THE IPS5 analysis was performed on Mox with the following SBATCH script:
#!/bin/bash
## Job Name
#SBATCH --job-name=interproscan
## Allocation Definition
#SBATCH --account=srlab
#SBATCH --partition=srlab
## Resources
## Nodes
#SBATCH --nodes=1
## Walltime (days-hours:minutes:seconds format)

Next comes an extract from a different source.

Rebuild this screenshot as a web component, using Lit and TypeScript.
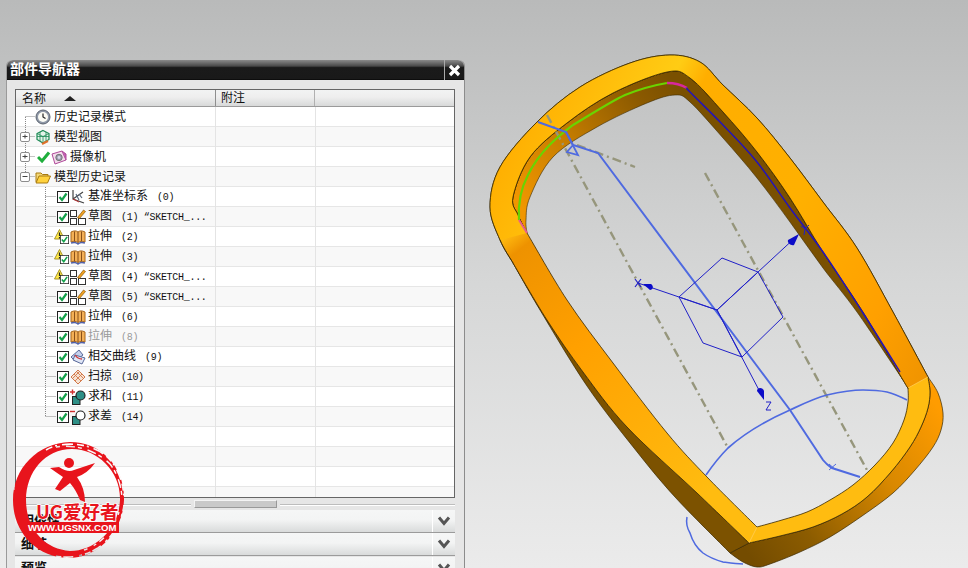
import {LitElement, html, svg, css} from 'lit';
import {customElement} from 'lit/decorators.js';

type Row = {
    icon: string;
    name: string;
    extra?: string;
    level: number;
    state?: string;   // check | warn | tick
    toggle?: string;  // plus | minus
    dim?: boolean;
    last?: boolean;
    first?: boolean;
};

const ROWS: Row[] = [
    {icon: 'clock', name: '历史记录模式', level: 0, first: true},
    {icon: 'views', name: '模型视图', level: 0, toggle: 'plus'},
    {icon: 'camera', name: '摄像机', level: 0, toggle: 'plus', state: 'tick'},
    {icon: 'folder', name: '模型历史记录', level: 0, toggle: 'minus', last: true},
    {icon: 'csys', name: '基准坐标系', extra: '(0)', level: 1, state: 'check'},
    {icon: 'sketch', name: '草图', extra: '(1) “SKETCH_...', level: 1, state: 'check'},
    {icon: 'extrude', name: '拉伸', extra: '(2)', level: 1, state: 'warn'},
    {icon: 'extrude', name: '拉伸', extra: '(3)', level: 1, state: 'warn'},
    {icon: 'sketch', name: '草图', extra: '(4) “SKETCH_...', level: 1, state: 'warn'},
    {icon: 'sketch', name: '草图', extra: '(5) “SKETCH_...', level: 1, state: 'check'},
    {icon: 'extrude', name: '拉伸', extra: '(6)', level: 1, state: 'check'},
    {icon: 'extrude', name: '拉伸', extra: '(8)', level: 1, state: 'check', dim: true},
    {icon: 'intersect', name: '相交曲线', extra: '(9)', level: 1, state: 'check'},
    {icon: 'sweep', name: '扫掠', extra: '(10)', level: 1, state: 'check'},
    {icon: 'unite', name: '求和', extra: '(11)', level: 1, state: 'check'},
    {icon: 'subtract', name: '求差', extra: '(14)', level: 1, state: 'check', last: true},
];

const ICONS: Record<string, unknown> = {
    clock: svg`<circle cx="8" cy="8" r="7" fill="#8f98a8" stroke="#5c6470"/><circle cx="8" cy="8" r="5" fill="#fbfbf4"/>
        <path d="M8 4.5V8L10.5 9.5" fill="none" stroke="#222" stroke-width="1.2"/>`,
    views: svg`<path d="M8 1.5L14 4.5V10.5L8 14L2 10.5V4.5Z" fill="#e4f4ea" stroke="#1d8a55" stroke-width="1.2"/>
        <path d="M2 4.5L8 7.5L14 4.5M8 7.5V14M5 3V12M11 3V12M2 7.5L14 7.5" fill="none" stroke="#1d8a55" stroke-width=".8"/>
        <path d="M7 15L13 12" stroke="#e0702a" stroke-width="2"/>`,
    camera: svg`<path d="M1 5L11 2L15 11L4 15Z" fill="#f4dcec" stroke="#b04a9a"/>
        <path d="M11 2L15 5V11" fill="#c060b0" stroke="#b04a9a"/>
        <circle cx="8" cy="8.5" r="3.2" fill="#9a9aae" stroke="#777"/><circle cx="8" cy="8.5" r="1.4" fill="#d8d8e6"/>`,
    folder: svg`<path d="M1 13V4H6L7.5 5.5H13V7" fill="#f4d878" stroke="#a87a10"/>
        <path d="M1 14L4 7H15.5L12.5 14Z" fill="#ffd23e" stroke="#a87a10"/>`,
    csys: svg`<path d="M3 1V10L14 14M3 10L13 3" fill="none" stroke="#444" stroke-width="1.2"/>
        <path d="M6 5L9 11M9 5L12 9" stroke="#5a6a80" stroke-width="1.2"/><path d="M3 10L9 13" stroke="#c03030"/>`,
    sketch: svg`<g fill="#fff" stroke="#333"><rect x=".5" y="1.5" width="6" height="6"/><rect x=".5" y="9.5" width="6" height="6"/><rect x="8.5" y="9.5" width="7" height="6"/></g>
        <path d="M7.500 8.500L13.500 1L15.500 2.500L9.500 9.500Z" fill="#f0a020" stroke="#8a5a10" stroke-width=".7"/>`,
    extrude: svg`<path d="M1 3C4 1.5 6 1.5 8 3C10 1.5 12 1.5 15 3V13C12 12 10 12 8 13.5C6 12 4 12 1 13Z" fill="#f3b056" stroke="#a8661a"/>
        <path d="M4.5 2.5V12.5M8 3V13.5M11.5 2.5V12.5" stroke="#8a5018"/>
        <path d="M1 14C4 13 6 13 8 15C10 13 12 13 15 14" fill="none" stroke="#5060a8" stroke-width="1.4"/>`,
    intersect: svg`<path d="M1 8L9 1L13 6L5 12Z" fill="#c4d0ec" stroke="#5a6a9a"/>
        <path d="M5 6L15 9L12 15L3 11Z" fill="#dfe6f6" stroke="#5a6a9a"/>
        <path d="M5 6C7 9 9 10 12 10" fill="none" stroke="#d03a3a" stroke-width="1.3"/>`,
    sweep: svg`<path d="M1 8L8 1L15 8L8 15Z" fill="#f6e2d2" stroke="#d2794a"/>
        <path d="M4 5L11 12M6.500 2.500L13.500 9.500M2.500 9.500L9.500 2.500M5 12L12 5" stroke="#d2794a" stroke-width=".9"/>`,
    unite: svg`<path d="M0 3H5M2.500 .5V5.500" stroke="#d03030" stroke-width="1.4"/>
        <rect x="2.500" y="7.500" width="7.500" height="8" fill="#2e8f86" stroke="#222"/>
        <circle cx="10.500" cy="6.500" r="4.500" fill="#2e8f86" stroke="#222" stroke-width="1.200"/>`,
    subtract: svg`<path d="M0 2.500H5" stroke="#d03030" stroke-width="1.4"/>
        <rect x="2.500" y="7.500" width="7.500" height="8" fill="#2e8f86" stroke="#222"/>
        <circle cx="10.500" cy="6.500" r="4.500" fill="#fff" stroke="#222" stroke-width="1.200"/>`,
};

function icon(name: string) {
    return html`<svg class="icon" width="16" height="16" viewBox="0 0 16 16">${ICONS[name]}</svg>`;
}

// dotted tree guides plus the expand box, one cell per row
function guide(r: Row) {
    const w = r.level ? 40 : 19;
    let lines;
    if (r.level) {
        lines = svg`<path d="M29.500 0V${r.last ? 10 : 20}M29.500 9.500H${r.state == 'warn' ? 37 : 40}" />`;
    } else {
        const top = r.first ? 10 : 0;
        const bottom = r.last ? 10 : 20;
        lines = svg`<path d="M9.500 ${top}V${bottom}M9.500 9.500H19" />`;
    }
    const mark = r.toggle ? svg`<rect x="4.500" y="5.500" width="9" height="9" rx="1.500" fill="#fff" stroke="#8d8d8d"/>
        <path d="M6.500 9.500H11.500${r.toggle == 'plus' ? 'M9 7.500V11.500' : ''}" stroke="#444"/>` : '';
    return html`<svg class="guide" width=${w} height="20" viewBox="0 0 ${w} 20">
        <g fill="none" stroke="#888" stroke-dasharray="1 1">${lines}</g>${mark}</svg>`;
}

function checkBox(small = false) {
    const s = small ? 9 : 12;
    return html`<svg class=${small ? 'small-check' : ''} width=${s} height=${s} viewBox="0 0 12 12">
        <rect x=".5" y=".5" width="11" height="11" fill="#fff" stroke="#222"/>
        <path d="M2.500 6L5 9L9.500 2.500" fill="none" stroke="#12a04a" stroke-width="2.200"/></svg>`;
}

function stateIcon(r: Row) {
    if (r.state == 'tick') {
        return html`<span class="slot tick"><svg width="13" height="12" viewBox="0 0 13 12">
            <path d="M1 6L5 10L12 1.500" fill="none" stroke="#1fae3c" stroke-width="3"/></svg></span>`;
    }
    if (r.state == 'check') {
        return html`<span class="slot">${checkBox()}</span>`;
    }
    if (r.state == 'warn') {
        return html`<span class="slot warn">
            <svg class="tri" width="11" height="11" viewBox="0 0 11 11">
                <path d="M5.500 .5L10.500 10H.5Z" fill="#ffe94a" stroke="#a89428"/>
                <path d="M5.500 3.500V7M5.500 8V9.500" stroke="#222" stroke-width="1.200"/></svg>
            ${checkBox(true)}</span>`;
    }
    return '';
}

@customElement('nav-panel')
class NavPanel extends LitElement {
    static styles = css`
:host {
display: flex;
flex-direction: column;
width: 459px;
height: 508px;
box-sizing: border-box;
margin: 60px 0 0 6px;
background: #e6e6e6;
border-right: 1px solid #8c8c8c;
border-left: 1px solid #9a9a9a;
border-radius: 6px 6px 0 0;
font-family: "Noto Sans CJK SC", "Liberation Sans", sans-serif;
color: #111;
font-size: 12px;
}
.title {
display: flex;
align-items: center;
justify-content: space-between;
flex: none;
height: 20px;
border-radius: 6px 6px 0 0;
background: linear-gradient(#8a8a8a 0, #4a4a4a 30%, #1a1a1a 38%, #191919 95%, #000 100%);
color: #fff;
font-weight: bold;
font-size: 14px;
padding-left: 3px;
}
.title span {
padding-bottom: 3px;
line-height: 17px;
}
.close {
display: flex;
align-items: center;
justify-content: center;
width: 19px;
height: 20px;
border-left: 1px solid #aaa;
}
.body {
display: flex;
flex-direction: column;
flex: 1;
min-height: 0;
padding: 9px 9px 0 8px;
}
.tree {
flex: none;
height: 409px;
box-sizing: border-box;
border: 1px solid #666;
background: #fff;
overflow: hidden;
}
.head {
display: flex;
height: 16px;
background: linear-gradient(#f2f3f3 0, #eeeeee 45%, #d8d9d9 100%);
border-bottom: 1px solid #9a9a9a;
box-sizing: content-box;
line-height: 14px;
}
.head .c1 {
display: flex;
align-items: center;
gap: 15px;
width: 200px;
box-sizing: border-box;
padding-left: 6px;
border-right: 1px solid #8e8e8e;
}
.head .c2 {
width: 99px;
box-sizing: border-box;
padding-left: 5px;
border-right: 1px solid #b0b0b0;
}
.row {
display: flex;
height: 20px;
box-shadow: inset 0 -1px 0 #e6e6e6;
}
.row:nth-child(even) {
background: #f8f8f8;
}
.row:nth-child(odd) {
background: #fff;
}
.c1 {
display: flex;
align-items: center;
width: 200px;
box-sizing: border-box;
border-right: 1px solid #e4e4e4;
white-space: pre;
}
.c2 {
width: 100px;
box-sizing: border-box;
border-right: 1px solid #e4e4e4;
}
.guide, .icon {
flex: none;
}
.slot {
display: flex;
align-items: center;
justify-content: center;
flex: none;
width: 14px;
}
.tick {
width: 16px;
}
.warn {
position: relative;
height: 20px;
}
.tri {
position: absolute;
left: -2px;
top: 2px;
}
.small-check {
position: absolute;
left: 4px;
top: 8px;
}
.label {
margin-left: 3px;
line-height: 16px;
padding-bottom: 3px;
}
.level1 .label {
margin-left: 2px;
padding-bottom: 1px;
}
.dim {
color: #9a9a9a;
}
.num {
font-family: "Liberation Mono", monospace;
font-size: 10px;
letter-spacing: -0.3px;
margin-left: 9px;
}
.split {
display: flex;
align-items: center;
flex: none;
height: 12px;
gap: 3px;
}
.split i {
flex: 1;
height: 1px;
background: #bdbdbd;
box-shadow: 0 1px 0 #fff;
}
.split b {
width: 81px;
height: 6px;
background: #c9c9c9;
border: 1px solid #f4f4f4;
border-right-color: #999;
border-bottom-color: #999;
}
.section {
display: flex;
flex: none;
height: 23px;
box-sizing: border-box;
border-bottom: 1px solid #9b9b9b;
background: linear-gradient(#f5f6f6 0, #f3f4f4 45%, #d9dbdb 100%);
font-weight: bold;
font-size: 13px;
}
.section + .section + .section {
margin-top: 1px;
}
.section span {
flex: 1;
padding-left: 6px;
line-height: 20px;
}
.section div {
display: flex;
align-items: center;
justify-content: center;
width: 22px;
border-left: 1px solid #fff;
}
`;

    rowView(r: Row) {
	return html`<div class="row level${r.level}">
	    <div class="c1 ${r.dim ? 'dim' : ''}">
		${guide(r)}${stateIcon(r)}${icon(r.icon)}
		<span class="label">${r.name}${r.extra ? html`<span class="num">${r.extra}</span>` : ''}</span>
	    </div>
	    <div class="c2"></div>
	</div>`;
    }

    sectionView(name: string) {
	return html`<div class="section"><span>${name}</span><div>
	    <svg width="14" height="10" viewBox="0 0 14 10"><path d="M2 1.500L7 7.500L12 1.500" fill="none" stroke="#555" stroke-width="3"/></svg>
	</div></div>`;
    }

    render() {
	let empties = [];
	for (let i = 0; i < 4; i++) {
	    empties.push(html`<div class="row"><div class="c1"></div><div class="c2"></div></div>`);
	}
	return html`
	    <div class="title"><span>部件导航器</span><div class="close">
		<svg width="13" height="13" viewBox="0 0 13 13"><path d="M2 2L11 11M11 2L2 11" stroke="#fff" stroke-width="3.200"/></svg>
	    </div></div>
	    <div class="body">
		<div class="tree">
		    <div class="head">
			<div class="c1">名称 <svg width="12" height="5" viewBox="0 0 12 5"><path d="M6 0L12 5H0Z" fill="#222"/></svg></div>
			<div class="c2">附注</div>
		    </div>
		    <div>${ROWS.map((r) => this.rowView(r))}${empties}</div>
		</div>
		<div class="split"><i></i><b></b><i></i></div>
		${this.sectionView('相依性')}
		${this.sectionView('细节')}
		${this.sectionView('预览')}
	    </div>`;
    }
}

type Pt = [number, number];

// catmull-rom through the points, so the traced outlines stay smooth
function smooth(p: Pt[], move = true) {
    let d = move ? `M${p[0][0]} ${p[0][1]}` : `L${p[0][0]} ${p[0][1]}`;
    for (let i = 0; i < p.length - 1; i++) {
	const a = p[Math.max(i - 1, 0)], b = p[i], c = p[i + 1], e = p[Math.min(i + 2, p.length - 1)];
	d += `C${b[0] + (c[0] - a[0]) / 6} ${b[1] + (c[1] - a[1]) / 6} ${c[0] - (e[0] - b[0]) / 6} ${c[1] - (e[1] - b[1]) / 6} ${c[0]} ${c[1]}`;
    }
    return d;
}

const OUT_LEFT: Pt[] = [[749, 543], [697, 493], [627, 427], [583, 372], [547, 320], [513, 263]];
const OUT_ARC: Pt[] = [[513, 263], [500, 240], [490, 207], [500, 167], [537, 122], [580, 87], [630, 63], [670, 55], [700, 62], [723, 85], [757, 118], [790, 158], [823, 202], [857, 248], [893, 312], [928, 377]];
const OUT_LOW: Pt[] = [[928, 377], [930, 392], [928, 408], [921, 427], [910, 447], [891, 472], [867, 497], [842, 514], [813, 527], [780, 536], [749, 543]];
const IN_LEFT: Pt[] = [[757, 527], [707, 477], [667, 433], [613, 363], [567, 300], [527, 233]];
const IN_ARC: Pt[] = [[527, 233], [518, 215], [513, 197], [530, 157], [567, 123], [613, 93], [667, 72], [690, 78], [723, 112], [757, 152], [790, 198], [823, 252], [863, 312], [903, 380], [908, 388]];
const IN_LOW: Pt[] = [[908, 388], [908, 402], [904, 420], [893, 443], [875, 465], [853, 485], [830, 500], [807, 512], [782, 520], [757, 527]];
const WALL_LOW: Pt[] = [[903, 380], [857, 312], [823, 268], [790, 222], [757, 178], [723, 138], [690, 102], [675, 95], [647, 103], [597, 127], [553, 157], [530, 197], [526, 220], [527, 233]];
const SKIRT_R: Pt[] = [[928, 377], [938, 393], [943, 413], [941, 430], [933, 447], [915, 470], [893, 493], [862, 516], [830, 537], [800, 552], [770, 564], [757, 567], [743, 562], [730, 553]];
const SKIRT_L: Pt[] = [[730, 553], [675, 497], [634, 448], [587, 386], [540, 310], [513, 263]];

const FACE = smooth(OUT_LEFT) + smooth(OUT_ARC, false) + smooth(OUT_LOW, false) + 'Z'
    + smooth(IN_LEFT) + smooth(IN_ARC, false) + smooth(IN_LOW, false) + 'Z';
const ARC_FACE = smooth(OUT_ARC.slice(1)) + 'L908 388' + smooth(IN_ARC.slice().reverse(), false) + 'Z';
const WALL = smooth(IN_ARC.slice(0, 14)) + smooth(WALL_LOW, false) + 'Z';
const SKIRT = smooth(SKIRT_R) + 'L749 543' + smooth(OUT_LOW.slice().reverse(), false) + 'Z';
const SKIRT_LEFT = smooth(SKIRT_L) + smooth(OUT_LEFT.slice().reverse(), false) + 'Z';

@customElement('part-view')
class PartView extends LitElement {
    static styles = css`
:host {
position: absolute;
left: 0;
top: 0;
}
svg {
display: block;
}
`;
    render() {
	return html`<svg width="968" height="568" viewBox="0 0 968 568">
	    <defs>
		<linearGradient id="skirtR" gradientUnits="userSpaceOnUse" x1="745" y1="550" x2="940" y2="410">
		    <stop offset="0" stop-color="#744c00"/><stop offset=".25" stop-color="#8c5c00"/><stop offset=".65" stop-color="#d88800"/><stop offset="1" stop-color="#ff9c00"/>
		</linearGradient>
		<linearGradient id="wall" gradientUnits="userSpaceOnUse" x1="525" y1="210" x2="680" y2="90">
		    <stop offset="0" stop-color="#f09600"/><stop offset=".4" stop-color="#c47c00"/><stop offset=".8" stop-color="#8c5a00"/><stop offset="1" stop-color="#7a5000"/>
		</linearGradient>
		<linearGradient id="top" gradientUnits="userSpaceOnUse" x1="500" y1="240" x2="700" y2="500">
		    <stop offset="0" stop-color="#ffbb10"/><stop offset=".06" stop-color="#ee9200"/><stop offset=".4" stop-color="#ffa000"/><stop offset="1" stop-color="#ffbc10"/>
		</linearGradient>
		<linearGradient id="arc" gradientUnits="userSpaceOnUse" x1="500" y1="150" x2="930" y2="370">
		    <stop offset="0" stop-color="#ffae00"/><stop offset=".25" stop-color="#ffcc14"/><stop offset=".31" stop-color="#ffae00"/><stop offset=".6" stop-color="#ffb000"/><stop offset=".85" stop-color="#ffa000"/><stop offset="1" stop-color="#f09400"/>
		</linearGradient>
	    </defs>
	    <path d=${SKIRT} fill="url(#skirtR)" stroke="#3a2800" stroke-width=".7"/>
	    <path d=${SKIRT_LEFT} fill="#7c5200" stroke="#3a2800" stroke-width=".7"/>
	    <path d=${WALL} fill="url(#wall)" stroke="#3a2800" stroke-width=".6"/>
	    <path d=${FACE} fill="url(#top)" fill-rule="evenodd" stroke="#3a2800" stroke-width=".8"/>
	    <path d=${ARC_FACE} fill="url(#arc)"/>
	    <path d=${smooth(OUT_ARC)} fill="none" stroke="#3a2800" stroke-width=".8"/>
	    <path d=${smooth(IN_ARC)} fill="none" stroke="#3a2800" stroke-width=".8"/>
	    <path d="M908 388L928 377" stroke="#ffd060" stroke-width=".7"/>
	    <path d="M749 543L757 527" stroke="#ffd060" stroke-width=".7"/>

	    <g fill="none" stroke="#96967c" stroke-width="2.400" stroke-dasharray="9 4 2 4">
		<path d="M547 115L728 448"/>
		<path d="M705 173L867 470"/>
		<path d="M577 145L635 167"/>
	    </g>

	    <path d="M519 220C518 205 520 190 528 175C540 150 560 135 573 125C595 112 610 102 625 95C640 89 655 85 667 83" fill="none" stroke="#6ad400" stroke-width="2.200"/>
	    <path d="M667 83C675 83 682 85 687 88" fill="none" stroke="#d8289c" stroke-width="2.400"/>
	    <path d="M519 220L527 233" stroke="#e8608c" stroke-width="2"/>
	    <path d=${smooth([[687, 88], [690, 92], [723, 125], [757, 162], [790, 208], [823, 252], [863, 313], [900, 372]])} fill="none" stroke="#2414b8" stroke-width="1.500"/>

	    <g fill="none" stroke="#4f6ae0">
		<path d="M538 122L566 132L573 145L598 153L760 370L790 410L823 460C827 465 829 466 832 468L860 477" stroke-width="2"/>
		<path d="M566 132L578 155L567 152L573 145" stroke-width="1.800"/>
		<path d="M706 475C715 462 722 454 728 448C745 433 765 421 790 410C805 403 815 398 827 395C840 392 850 390 863 390C875 390 882 391 887 392C895 394 901 397 907 400" stroke-width="1.700"/>
		<path d="M687 517C686 522 687 528 690 533C693 543 698 549 703 553C710 558 716 560 723 562C730 563 736 564 743 564" stroke-width="1.500"/>
		<path d="M829 464L836 470M836 464L829 470" stroke-width="1"/>
	    </g>

	    <g fill="none" stroke="#2020c8" stroke-width="1">
		<path d="M722 258L758 272L783 317L742 357L703 343L679 297Z"/>
		<path d="M717 310L758 272M717 310L679 297M717 310L742 357"/>
		<path d="M717 310L638 283M717 310L798 235M717 310L760 392"/>
		<path d="M635 279L641 287M641 279L635 287" stroke-width="1.200"/>
		<path d="M801 226L805 229L809 225M805 229L804 235"/>
		<path d="M766 402H771L766 410H771"/>
	    </g>
	    <path d="M643 284L651 284C654 286 653 290 650 290Z" fill="#0c0cc8"/>
	    <path d="M799 234L794 245C791 246 787 243 788 240Z" fill="#0c0cc8"/>
	    <path d="M764 400L757 391C757 387 763 387 764 391Z" fill="#0c0cc8"/>
	</svg>`;
    }
}

@customElement('ug-stamp')
class UgStamp extends LitElement {
    static styles = css`
:host {
position: absolute;
left: 10px;
top: 440px;
}
svg {
display: block;
}
.brand {
font-family: "Noto Sans CJK SC", "Liberation Sans", sans-serif;
font-weight: bold;
font-size: 18.500px;
fill: #e8141c;
stroke: #fff;
stroke-width: 1.500px;
paint-order: stroke;
}
.site {
font-family: "Liberation Sans", sans-serif;
font-weight: bold;
font-size: 9.600px;
fill: #fff;
}
`;
    render() {
	return html`<svg width="120" height="122" viewBox="10 440 120 122">
	    <defs>
		<mask id="rough" maskUnits="userSpaceOnUse" x="10" y="440" width="120" height="122">
		    <rect x="10" y="440" width="120" height="122" fill="#fff"/>
		    <g fill="none" stroke="#000">
			<path d="M46 450C60 441 90 442 106 456C118 466 124 484 124 500" stroke-width="1.600" stroke-dasharray="7 3 2 5 11 4"/>
			<path d="M56 447C75 444 96 450 110 464C118 474 122 488 122 500" stroke-width="1.400" stroke-dasharray="4 6 9 3"/>
			<path d="M124 505C122 522 112 538 98 548C85 556 70 559 56 556" stroke-width="1.600" stroke-dasharray="6 3 3 6 10 2"/>
			<path d="M119 512C114 530 100 545 84 550" stroke-width="1.400" stroke-dasharray="3 7 6 4"/>
			<path d="M14 490C14 480 20 465 32 455" stroke-width="1" stroke-dasharray="5 9"/>
		    </g>
		</mask>
	    </defs>
	    <path mask="url(#rough)" fill="#e8141c" fill-rule="evenodd" d="M70 442C100 442 125 466 124 500C123 530 100 558 68 558C36 557 13 532 13 500C13 468 38 443 70 442ZM72 449C45 449 26 472 26 500C26 528 44 549 70 551C96 551 119 528 120 500C121 472 98 449 72 449Z"/>
	    <circle cx="69" cy="463" r="5" fill="#e8141c"/>
	    <path fill="#e8141c" d="M50 468L59 467Q68 473 74 470L95 463Q88 473 77 477Q85 488 85 502L80 500Q76 490 70 483L60 491L55 489L63 477Q57 473 50 468Z"/>
	    <rect x="26" y="522" width="93" height="11" fill="#e8141c"/>
	    <text class="brand" x="36" y="519">UG爱好者</text>
	    <text class="site" x="28" y="531">WWW.UGSNX.COM</text>
	</svg>`;
    }
}

@customElement('app-root')
class AppRoot extends LitElement {
    static styles = css`
:host {
display: block;
position: relative;
width: 968px;
height: 568px;
overflow: hidden;
background: linear-gradient(#b9baba 0, #d6d7d7 50%, #ebebeb 100%);
}
.stage {
display: flow-root;
}
`;
    render() {
	return html`<part-view></part-view>
	    <div class="stage"><nav-panel></nav-panel></div>
	    <ug-stamp></ug-stamp>`;
    }
}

#SBATCH --time=15-00:00:00
## Memory per node
#SBATCH --mem=120G
##turn on e-mail notification
#SBATCH --mail-type=ALL
#SBATCH --mail-user=samwhite@uw.edu
## Specify the working directory for this job
#SBATCH --workdir=/gscratch/scrubbed/samwhite/outputs/20190108_oly_maker_interproscan
# Load Python Mox module for Python module availability
module load intel-python3_2017
# Load Open MPI module for parallel, multi-node processing
module load icc_19-ompi_3.1.2
# SegFault fix?
export THREADS_DAEMON_MODEL=1
# Document programs in PATH (primarily for program version ID)
date >> system_path.log
echo "" >> system_path.log
echo "System PATH for $SLURM_JOB_ID" >> system_path.log
echo "" >> system_path.log
printf "%0.s-" {1..10} >> system_path.log
echo ${PATH} | tr : \\n >> system_path.log
# Variables
interproscan=/gscratch/srlab/programs/interproscan-5.31-70.0/interproscan.sh
maker_prot_fasta=/gscratch/scrubbed/samwhite/outputs/20190108_oly_maker_id_mapping/20181127_oly_genome_snap02.all.maker.proteins.renamed.fasta
# Run InterProScan 5
## disable-precalc since this requires external database access (which Mox does not allow)
${interproscan} \
--input ${maker_prot_fasta} \
--goterms \
--output-file-base 20190108_oly_maker_proteins_ips \
--disable-precalc
RESULTS
Took a decent amount of time to run (~6.5hrs). Requesting both nodes didn’t make a difference because the program was unable to see two nodes, so only utilized a single node for processing. However, I did modify the config file to request much more than the default number of threads (cores) and set the maximum memory to 120GB.
Output folder:
Tab-separated file (24MB):
GFF file (60MB):
XML file (150MB):
InterProScan Properties file (i.e. config file):
OK, so I should be able to use the TSV file, along with the previous BLASTp annotations to make a nice, functionally annotated genome! Will get this next step running on Mox!